The Committee’s guidance is also supported by the views the ABCNY Committee expressed in a 1995 report on the subject. In that report, the ABCNY Committee concurred with the result reached in Formal Opinion 92-368 and the reasoning that lead the ABA Committee to that result which is described above. See ABCNY Committee, Report: Ethical Obligations Arising Out of an Attorney’s Receipt of Inadvertently Disclosed Information, The Record, vol. 50, no. 6 at 664-67. The Committee hereby adopts the ABCNY Committee’s report, with one exception detailed below.
Finally, while the Committee acknowledges that Formal Opinion 92-368 has been criticized for failing to provide support from the text of the Model Rules for the result announced there, the Committee does not agree that with the view implicit in such attacks that a lawyer has no ethical obligations except as expressly set forth in the applicable code or rules of attorney conduct. In fact, the New York Code of Professional Responsibility is expressly to the contrary. The Code states that “[w]hen explicit ethical guidance does not exist a lawyer should determine prospective conduct by acting in a manner that promotes public confidence in the integrity and efficiency of the legal system and the legal profession.” EC 9-2. The Code also states that, in the litigation context, a lawyer shall not “[flail to comply with known local customs of courtesy or practice of the bar or a particular tribunal without giving opposing counsel timely notice of the intent not to comply.” DR 7-l06(C)(5); see EC 7-38. Thus, the Code expressly contemplates that a lawyer’s ethical obligations may flow from sources other than the black-letter of the Code, including “local customs of courtesy and practice” of the organized bar.
Indeed, it is precisely in cases such as this where no Disciplinary Rule or Ethical Consideration expressly governs a lawyer’s ethical obligations that it is incumbent upon the organized bar to provide guidance to lawyers in an effort to ensure that their conduct “promotes public confidence in the integrity and efficiency of the legal system and the legal profession.” EC 9-2. This is the purpose for which the Committee offers the guidance set forth in this opinion.
To make more concrete the Committee’s guidance offered in this opinion, the Committee applies this guidance to the following scenarios which illustrate examples of inadvertent disclosures of privileged information.
Lawyer A represents Mr. Adams in a lawsuit against Mr. Black. Mr. Black is represented by Lawyer B. While representing Mr. Adams, Lawyer A receives a fax addressed to Mr. Black from Lawyer B. The fax appears on its face to contain information that is subject to the attorney-client privilege.

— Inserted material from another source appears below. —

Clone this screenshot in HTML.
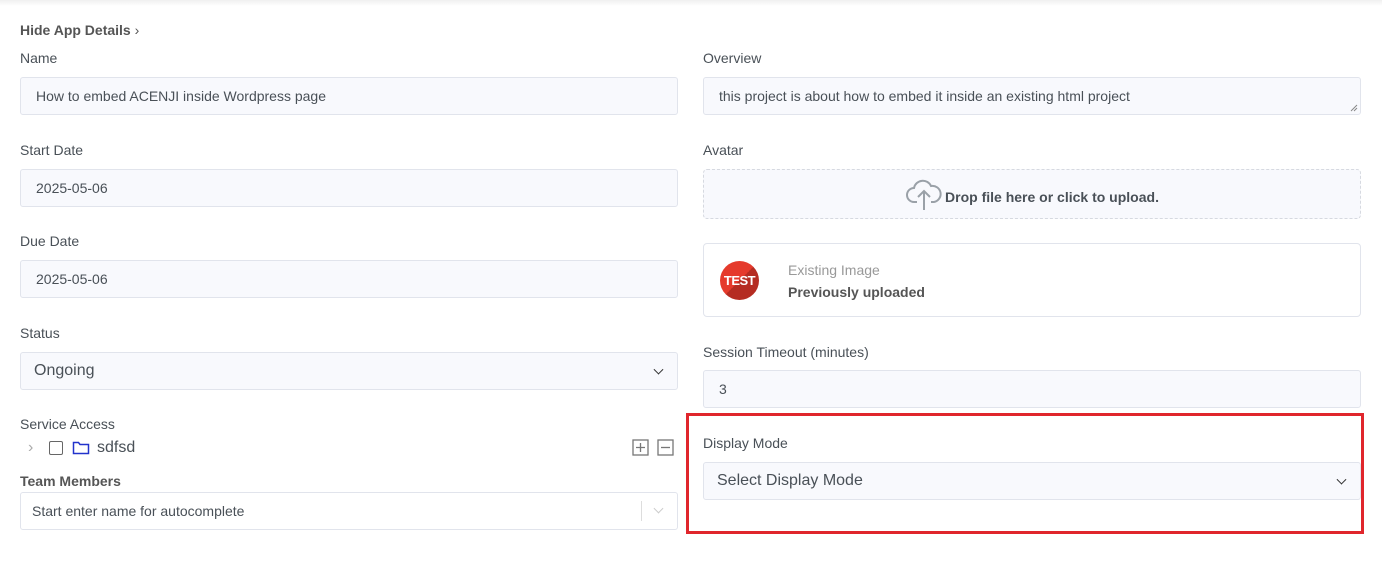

Because Lawyer A knows both that the fax was not intended for Lawyer A, and contains secrets, confidences or other privileged matter, Lawyer A shall, without further review or other use thereof, notify Lawyer B and abide by Lawyer B’s instructions regarding return or destruction of the fax.
Upon receipt of a request for production of documents, Lawyer C and Lawyer C’s associates review the files of their client, Ms. Clark. Lawyer C subsequently produces forty boxes of materials to opposing counsel, Lawyer D. Unbeknownst to Lawyer C, one of the documents is a memorandum from Lawyer C to Ms. Clark discussing the lawsuit. The first page of the memorandum, which identifies Ms. Clark and Lawyer C, is not attached to the copy that has been produced. The memorandum contains information that is subject to the attorney-client privilege.
Because Lawyer D received the memorandum in the context of a document production, and because the copy that was produced neither identifies Ms. Clark or Lawyer C nor otherwise indicates that the information it contains may be privileged, Lawyer D does not know or have reason to believe that the memorandum was not intended for Lawyer D or that it contains secrets, confidences or other privileged matter. Lawyer D has no obligation to notify Lawyer C that the memorandum was produced and Lawyer D may review or make other use of the information it contains. In the event Lawyer D later comes to know or believe that the information the memorandum was not intended for Lawyer D and contains secrets, confidences or other privileged matter, Lawyer D shall, without further review or other use thereof, notify Lawyer C and abide by Lawyer C’s instructions regarding return or destruction of the memorandum.
Scenario Three: The Forgotten File Following a deposition held in a conference room at Lawyer E’s law firm, Lawyer E ‘s adversary, Lawyer F, inadvertently leaves two files containing confidential information on the table. Lawyer E has just noticed the files.
Guidance Because Lawyer E knows both that the files were not intended for Lawyer E and contain secrets, confidences or other privileged matter, Lawyer E shall without review or other use thereof, notify Lawyer F and abide by Lawyer F’s instructions regarding return or destruction of the files. It should be noted that Lawyer E is also prohibited from opening the files or taking other steps to learn their contents by DR 1-1 02(A)(4) which prohibits a lawyer from “[e]ngag[ing] in conduct involving dishonesty, fraud, deceit, or misrepresentation.” In the Committee’s view, such conduct would be dishonest within the meaning of DR 1-102(A)(4). Cf. Lipin v. Bender, 193 A.D.2d 424, 597 N.Y.S.2d 340 (1st Dep’t), aff’d, 84 N.Y.2d 562, 644 N.E.2d 1300, 620 N.Y.S.2d 744
(1994).
A lawyer has ethical obligations upon receipt of inadvertently disclosed privileged information. If a lawyer receives information which the lawyer knows or believes was not intended for the lawyer and contains secrets, confidences or other privileged matter, the lawyer, upon recognition of same, shall, without further review or other use thereof, notify the sender and (insofar as it shall have been in written or other tangible form) abide by sender’s instructions regarding return or destruction of the information.